Former No 10 Downing Street chief of staff and architect of the Northern Ireland peace deal Jonathan Powell has warned the wall of international sanctions erected in response to Vladimir Putin's war in Ukraine won't bring the conflict to a halt.
The track record of similar financial measures to ensure that countries were forced out of trade and markets was not encouraging, said Mr Powell, who worked alongside Tony Blair during the years of the Iraq war, which came after more than a decade of sanctions.
"I'm not convinced that sanctions do what we think they do, I'm not sure they ever have done what we thought and I not sure the Russia sanctions will make much impression on Putin at all," he told a meeting in London on Wednesday. "They make us feel a bit better about things and make life worse for the Russian people.
"In Iraq they made life worse for the Iraqi people and those near Saddam found a way around it."
European and US policymakers have imposed sanctions on hundreds of prominent Russians and sought to seize assets including trophy yachts and landmark properties. The EU is seeking agreement from its member states for an embargo on Russian oil, though it continues to be dependent on Russian gas.
Europe imported 3.8 million barrels a day from Russia before the war. Energy is the main pillar of the Kremlin's budget. The Russian government could rely on an average of 43 per cent of its revenue from oil and natural gas between 2011 and 2020.
Europe is the biggest purchaser of Russian crude, receiving 138 million tonnes in 2020 out of Russia's total exports of 260 million tonnes. Put another way, a quarter of European needs is sourced from Russia.
Moscow has claimed that US sanctions freezing its currency reserves held abroad means it can't pay outstanding foreign debt. Russia argues it wasn't to blame for any default, the first on foreign debt since the 1917 Bolshevik Revolution.
As the far-reaching Western sanctions bit against Russian banks and other institutions, the rouble plummeted forcing the Russian Central Bank to rush to shore it up. President Putin signed a decree restricting foreign currency.

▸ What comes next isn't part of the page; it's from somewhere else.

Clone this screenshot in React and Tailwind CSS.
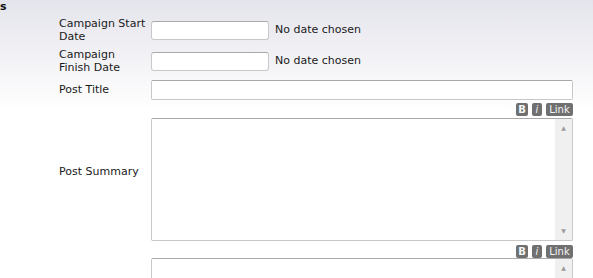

In the aftermath of the invasion on February 24, the Russian currency was trading as low as 120 roubles to the euro, which represented a depreciation of 35 per cent from its highs. It reached a turning point on March 7 and has since staged a dramatic recovery. This week it traded at 77 roubles to the euro, the highest level in two years.
A move by Moscow to force European states to pay for gas imports in roubles has actually driven up demand for the currency, highlighting one flaw in the EU strategy, analysts say. "One of the main drivers of the rouble's appreciation is Vladimir Putin's strategy of requiring some buyers of Russian natural gas to pay their gas bills in roubles," said a report circulated this week from Charles-Henry Monchau, chief investment officer of Banque Syz.
"Natural gas contracts are usually written in euros or dollars, and the countries that buy this gas — the EU, the United States, Canada, etc — have few reserves," it said. "Forcing these countries to pay in Russian currency will result in rouble purchases in large quantities."